Pre-read: Benchmarks

Limits to Prediction (Spring 2024)

Arvind Narayanan

The use of widely shared benchmarks in machine learning is a key to the rapid progress of the field. Computational linguist Marc Liberman calls this practice the Common Task Framework. In his lecture (about 35 minutes long), he describes how this approach originated in a DARPA program decades ago in response to a credibility crisis in the field of language technology (now called NLP). Statistician David Donoho observed that “the Common Task Framework is the single idea from machine learning and data science that is most lacking attention in today’s statistical training”. This is from his essay 50 years of data science, which is not on the reading list but very much worth reading if you have time. Think about how the Common Task Framework helps address some of the pitfalls we discussed on Monday.

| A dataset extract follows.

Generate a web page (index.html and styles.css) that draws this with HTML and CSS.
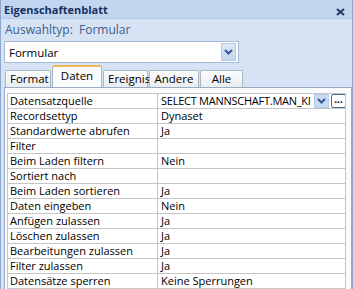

In the Datasets chapter of our book on fairness and machine learning, we take a broader look at the role of datasets and benchmarking in machine learning, addressing both the advantages and disadvantages. Most of the chapter is not specifically about fairness.

One pitfall we didn’t discuss on Monday is performance degradation due to distribution shift, simply because I didn’t want to put too many readings on the list (there’s an almost endless variety of pitfalls!). See this investigation for why distribution shift can have life-and-death consequences in real systems. Distribution shift is actively studied in fields such as computer vision and NLP, and there many learning approaches that aim for robustness to distribution shift. But it is less well understood in social domains. TableShift is a recently introduced benchmark that seeks to change this.

In explanatory modeling, pre-registration is an important recent intervention in response to credibility concerns. Could Pre-registration for Predictive Modeling make sense? And how would it interact with the common task framework and other existing best practices for predictive modeling?